Problem description:
Which lines have the string "this"? Copy all of them from the entries below.

Recorded data:
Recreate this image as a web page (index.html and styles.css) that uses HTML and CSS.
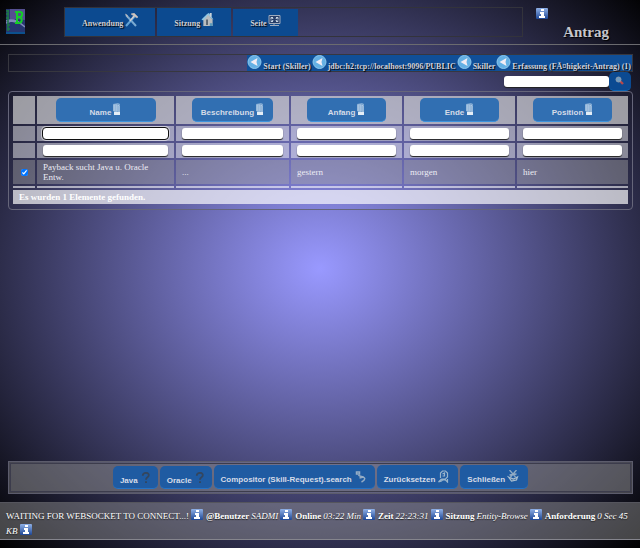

--

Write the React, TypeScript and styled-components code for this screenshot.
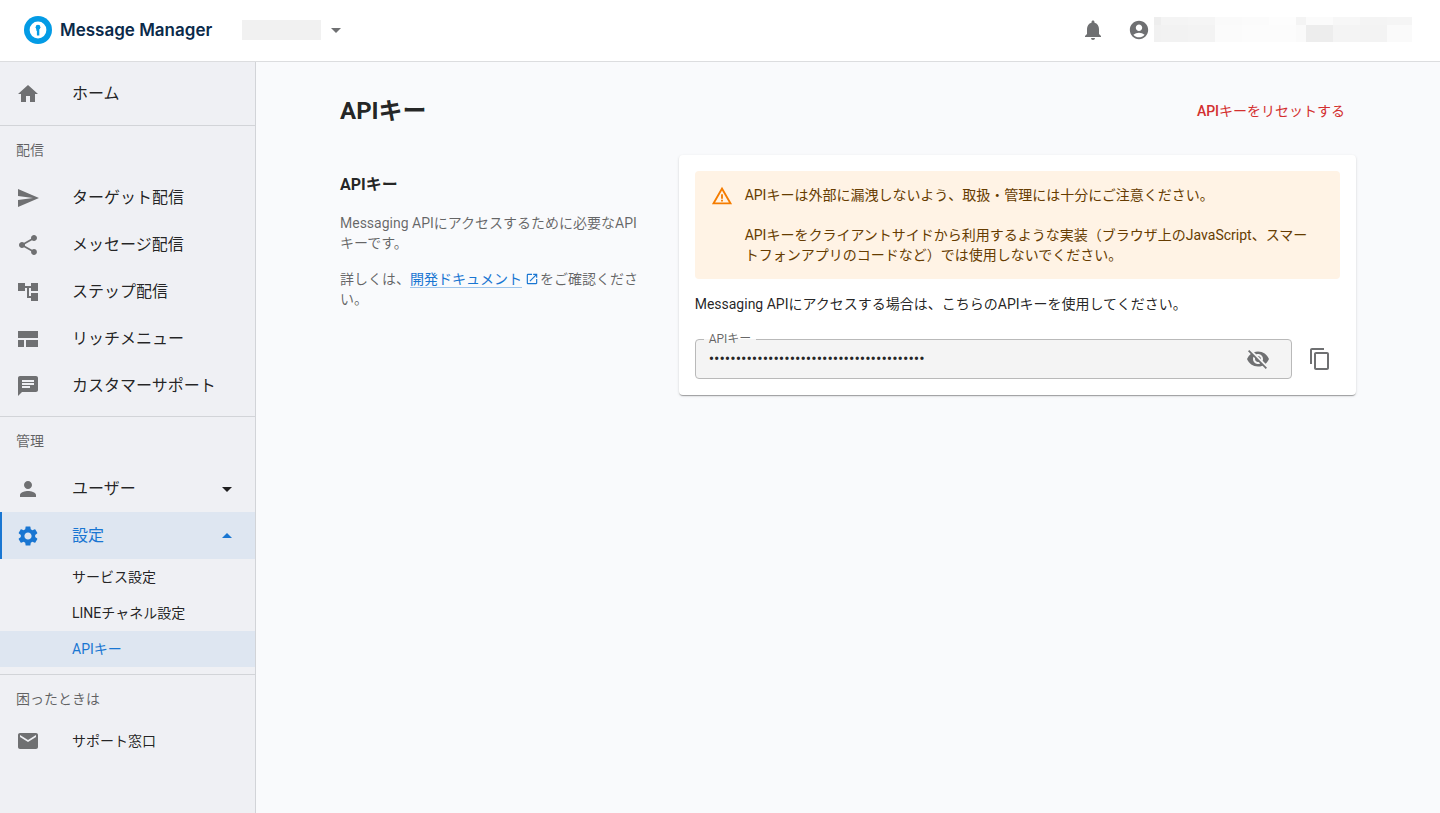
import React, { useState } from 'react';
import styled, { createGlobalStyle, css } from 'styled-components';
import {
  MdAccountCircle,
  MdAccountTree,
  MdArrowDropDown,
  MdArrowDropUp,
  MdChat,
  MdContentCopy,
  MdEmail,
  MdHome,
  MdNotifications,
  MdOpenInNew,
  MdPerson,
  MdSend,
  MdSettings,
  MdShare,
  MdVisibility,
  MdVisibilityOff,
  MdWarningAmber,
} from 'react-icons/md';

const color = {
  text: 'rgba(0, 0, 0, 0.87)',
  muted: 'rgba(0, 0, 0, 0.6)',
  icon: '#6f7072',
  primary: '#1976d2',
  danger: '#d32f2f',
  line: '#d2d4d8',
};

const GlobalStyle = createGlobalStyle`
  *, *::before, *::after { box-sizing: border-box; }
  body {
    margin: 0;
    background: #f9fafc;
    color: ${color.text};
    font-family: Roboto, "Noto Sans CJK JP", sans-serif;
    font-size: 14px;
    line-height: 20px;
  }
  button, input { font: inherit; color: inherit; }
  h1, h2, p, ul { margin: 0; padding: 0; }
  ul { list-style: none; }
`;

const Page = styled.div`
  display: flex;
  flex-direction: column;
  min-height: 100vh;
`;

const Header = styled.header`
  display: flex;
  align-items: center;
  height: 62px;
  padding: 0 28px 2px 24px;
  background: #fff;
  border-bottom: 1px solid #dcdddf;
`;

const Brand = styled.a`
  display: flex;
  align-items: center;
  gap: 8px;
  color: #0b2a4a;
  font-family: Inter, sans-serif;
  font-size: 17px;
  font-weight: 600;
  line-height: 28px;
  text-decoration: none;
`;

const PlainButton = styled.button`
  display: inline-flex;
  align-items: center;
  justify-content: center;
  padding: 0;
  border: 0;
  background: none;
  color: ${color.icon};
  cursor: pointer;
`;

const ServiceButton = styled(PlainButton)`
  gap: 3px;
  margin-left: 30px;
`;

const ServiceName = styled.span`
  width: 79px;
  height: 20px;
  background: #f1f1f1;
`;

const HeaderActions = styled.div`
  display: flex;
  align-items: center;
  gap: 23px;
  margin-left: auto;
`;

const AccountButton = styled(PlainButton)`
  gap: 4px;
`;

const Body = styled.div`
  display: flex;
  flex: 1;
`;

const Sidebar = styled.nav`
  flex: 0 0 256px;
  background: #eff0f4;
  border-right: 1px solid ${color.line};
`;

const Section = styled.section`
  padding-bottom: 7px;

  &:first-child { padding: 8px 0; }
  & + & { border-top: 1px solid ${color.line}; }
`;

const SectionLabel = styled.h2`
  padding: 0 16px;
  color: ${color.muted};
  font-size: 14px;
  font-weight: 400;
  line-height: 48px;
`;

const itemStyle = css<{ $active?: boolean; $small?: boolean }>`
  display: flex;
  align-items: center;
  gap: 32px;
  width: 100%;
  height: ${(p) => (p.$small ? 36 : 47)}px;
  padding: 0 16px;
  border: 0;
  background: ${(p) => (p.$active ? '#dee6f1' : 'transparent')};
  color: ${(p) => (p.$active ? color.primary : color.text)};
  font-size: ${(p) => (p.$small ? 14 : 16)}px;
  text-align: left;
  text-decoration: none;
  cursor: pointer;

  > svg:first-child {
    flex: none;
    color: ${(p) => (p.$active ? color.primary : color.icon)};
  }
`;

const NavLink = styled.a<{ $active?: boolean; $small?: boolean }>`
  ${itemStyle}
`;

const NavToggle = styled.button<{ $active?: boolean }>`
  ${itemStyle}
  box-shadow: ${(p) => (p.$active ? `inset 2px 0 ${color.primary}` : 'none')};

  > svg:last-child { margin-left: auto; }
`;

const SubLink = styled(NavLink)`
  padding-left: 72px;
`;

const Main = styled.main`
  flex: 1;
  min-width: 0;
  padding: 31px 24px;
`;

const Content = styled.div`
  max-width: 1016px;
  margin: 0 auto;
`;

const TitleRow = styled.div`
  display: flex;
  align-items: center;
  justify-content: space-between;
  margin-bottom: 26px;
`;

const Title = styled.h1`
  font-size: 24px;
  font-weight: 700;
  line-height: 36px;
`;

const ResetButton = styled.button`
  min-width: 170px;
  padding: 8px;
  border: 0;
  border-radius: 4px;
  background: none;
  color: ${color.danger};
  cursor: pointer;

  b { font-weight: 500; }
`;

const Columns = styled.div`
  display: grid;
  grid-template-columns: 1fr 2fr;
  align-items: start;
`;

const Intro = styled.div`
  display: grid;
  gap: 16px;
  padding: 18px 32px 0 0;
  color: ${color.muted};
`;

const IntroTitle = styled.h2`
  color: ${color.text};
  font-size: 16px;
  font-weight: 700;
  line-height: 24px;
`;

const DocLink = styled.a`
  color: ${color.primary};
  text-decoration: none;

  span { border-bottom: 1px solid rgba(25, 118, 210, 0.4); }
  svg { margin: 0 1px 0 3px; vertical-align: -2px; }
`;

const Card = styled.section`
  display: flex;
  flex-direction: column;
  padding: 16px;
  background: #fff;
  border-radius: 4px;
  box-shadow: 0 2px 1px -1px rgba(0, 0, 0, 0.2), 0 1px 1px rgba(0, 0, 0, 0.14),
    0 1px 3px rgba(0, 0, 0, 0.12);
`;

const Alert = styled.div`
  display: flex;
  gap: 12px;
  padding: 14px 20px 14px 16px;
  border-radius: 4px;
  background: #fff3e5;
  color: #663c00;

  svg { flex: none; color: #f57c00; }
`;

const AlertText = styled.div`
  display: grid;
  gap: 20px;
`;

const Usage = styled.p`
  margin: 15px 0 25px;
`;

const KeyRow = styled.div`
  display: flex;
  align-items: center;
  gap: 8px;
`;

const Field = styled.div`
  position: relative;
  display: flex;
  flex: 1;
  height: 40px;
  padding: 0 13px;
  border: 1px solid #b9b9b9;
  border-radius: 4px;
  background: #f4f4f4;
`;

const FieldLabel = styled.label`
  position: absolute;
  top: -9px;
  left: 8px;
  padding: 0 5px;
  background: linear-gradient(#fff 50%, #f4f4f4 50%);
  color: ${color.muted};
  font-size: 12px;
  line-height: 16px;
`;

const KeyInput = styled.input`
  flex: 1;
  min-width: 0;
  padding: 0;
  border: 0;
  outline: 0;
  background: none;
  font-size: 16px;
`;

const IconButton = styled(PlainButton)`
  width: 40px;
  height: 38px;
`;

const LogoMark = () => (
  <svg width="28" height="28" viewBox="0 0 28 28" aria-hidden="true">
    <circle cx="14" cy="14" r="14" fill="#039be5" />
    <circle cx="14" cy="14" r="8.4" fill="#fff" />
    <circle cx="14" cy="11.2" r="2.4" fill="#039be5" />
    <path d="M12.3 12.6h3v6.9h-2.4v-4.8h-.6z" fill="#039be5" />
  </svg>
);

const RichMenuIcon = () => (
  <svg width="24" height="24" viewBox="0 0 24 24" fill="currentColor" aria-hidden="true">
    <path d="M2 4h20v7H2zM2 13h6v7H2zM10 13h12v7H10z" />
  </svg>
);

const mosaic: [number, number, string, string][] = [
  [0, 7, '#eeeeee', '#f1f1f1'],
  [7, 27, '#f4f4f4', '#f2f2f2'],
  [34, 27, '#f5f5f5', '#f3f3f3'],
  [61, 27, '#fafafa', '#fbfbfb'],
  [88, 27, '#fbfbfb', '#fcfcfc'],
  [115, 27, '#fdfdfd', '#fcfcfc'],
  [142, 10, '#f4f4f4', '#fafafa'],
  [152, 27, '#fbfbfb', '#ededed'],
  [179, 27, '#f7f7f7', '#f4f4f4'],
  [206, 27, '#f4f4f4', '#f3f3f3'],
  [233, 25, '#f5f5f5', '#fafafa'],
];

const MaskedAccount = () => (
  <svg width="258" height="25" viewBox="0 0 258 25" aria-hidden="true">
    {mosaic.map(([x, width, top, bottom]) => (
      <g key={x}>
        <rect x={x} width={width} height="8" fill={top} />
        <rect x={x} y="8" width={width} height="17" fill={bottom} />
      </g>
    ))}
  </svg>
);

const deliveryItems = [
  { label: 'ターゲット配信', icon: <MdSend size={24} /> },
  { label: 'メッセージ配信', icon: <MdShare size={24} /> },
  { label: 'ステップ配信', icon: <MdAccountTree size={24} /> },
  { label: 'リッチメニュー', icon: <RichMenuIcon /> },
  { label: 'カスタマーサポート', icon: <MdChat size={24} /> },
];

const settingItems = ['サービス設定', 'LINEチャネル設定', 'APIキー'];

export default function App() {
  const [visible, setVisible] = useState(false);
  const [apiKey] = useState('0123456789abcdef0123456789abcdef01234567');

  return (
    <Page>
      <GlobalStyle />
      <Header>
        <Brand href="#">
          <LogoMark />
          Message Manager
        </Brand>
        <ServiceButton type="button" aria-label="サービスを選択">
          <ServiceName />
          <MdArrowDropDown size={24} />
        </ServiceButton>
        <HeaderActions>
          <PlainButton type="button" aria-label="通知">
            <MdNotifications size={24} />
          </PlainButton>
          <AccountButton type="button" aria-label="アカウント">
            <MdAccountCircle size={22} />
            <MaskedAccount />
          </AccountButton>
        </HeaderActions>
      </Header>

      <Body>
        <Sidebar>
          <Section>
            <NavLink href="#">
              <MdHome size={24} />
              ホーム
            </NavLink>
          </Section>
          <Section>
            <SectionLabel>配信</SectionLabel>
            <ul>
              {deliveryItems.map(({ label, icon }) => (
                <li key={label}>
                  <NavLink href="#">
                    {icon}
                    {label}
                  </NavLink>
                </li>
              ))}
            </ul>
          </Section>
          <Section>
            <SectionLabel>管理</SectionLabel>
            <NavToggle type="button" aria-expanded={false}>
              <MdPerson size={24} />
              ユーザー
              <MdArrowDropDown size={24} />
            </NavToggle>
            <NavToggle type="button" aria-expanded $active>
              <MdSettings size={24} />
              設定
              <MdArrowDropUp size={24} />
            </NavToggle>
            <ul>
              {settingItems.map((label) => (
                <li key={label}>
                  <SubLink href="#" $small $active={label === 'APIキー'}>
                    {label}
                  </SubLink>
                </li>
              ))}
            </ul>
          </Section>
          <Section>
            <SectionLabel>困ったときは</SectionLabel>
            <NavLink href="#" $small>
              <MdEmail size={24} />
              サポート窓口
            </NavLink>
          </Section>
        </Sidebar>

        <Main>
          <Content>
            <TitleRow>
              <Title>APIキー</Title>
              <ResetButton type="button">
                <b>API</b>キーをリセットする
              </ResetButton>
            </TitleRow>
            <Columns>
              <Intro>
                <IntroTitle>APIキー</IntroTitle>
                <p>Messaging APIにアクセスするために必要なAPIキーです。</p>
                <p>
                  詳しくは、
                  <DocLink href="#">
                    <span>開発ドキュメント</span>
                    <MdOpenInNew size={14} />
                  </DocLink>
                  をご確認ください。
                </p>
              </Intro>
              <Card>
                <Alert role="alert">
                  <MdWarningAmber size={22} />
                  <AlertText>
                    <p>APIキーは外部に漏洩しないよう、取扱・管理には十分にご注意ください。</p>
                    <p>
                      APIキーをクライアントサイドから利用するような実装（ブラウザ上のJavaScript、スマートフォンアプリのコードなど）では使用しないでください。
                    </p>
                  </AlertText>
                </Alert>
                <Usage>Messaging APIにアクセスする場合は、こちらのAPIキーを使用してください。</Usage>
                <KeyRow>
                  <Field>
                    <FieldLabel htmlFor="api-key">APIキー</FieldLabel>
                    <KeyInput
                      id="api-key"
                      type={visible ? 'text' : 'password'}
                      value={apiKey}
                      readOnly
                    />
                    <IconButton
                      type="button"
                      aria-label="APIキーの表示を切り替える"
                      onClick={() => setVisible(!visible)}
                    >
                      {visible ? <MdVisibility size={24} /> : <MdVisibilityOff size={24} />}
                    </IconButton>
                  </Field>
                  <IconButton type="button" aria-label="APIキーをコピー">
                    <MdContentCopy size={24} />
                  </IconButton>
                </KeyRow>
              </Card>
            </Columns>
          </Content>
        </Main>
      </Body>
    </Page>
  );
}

Exercise response:
Recreate this image as a web page (index.html and styles.css) that uses HTML and CSS.
Write the React, TypeScript and styled-components code for this screenshot.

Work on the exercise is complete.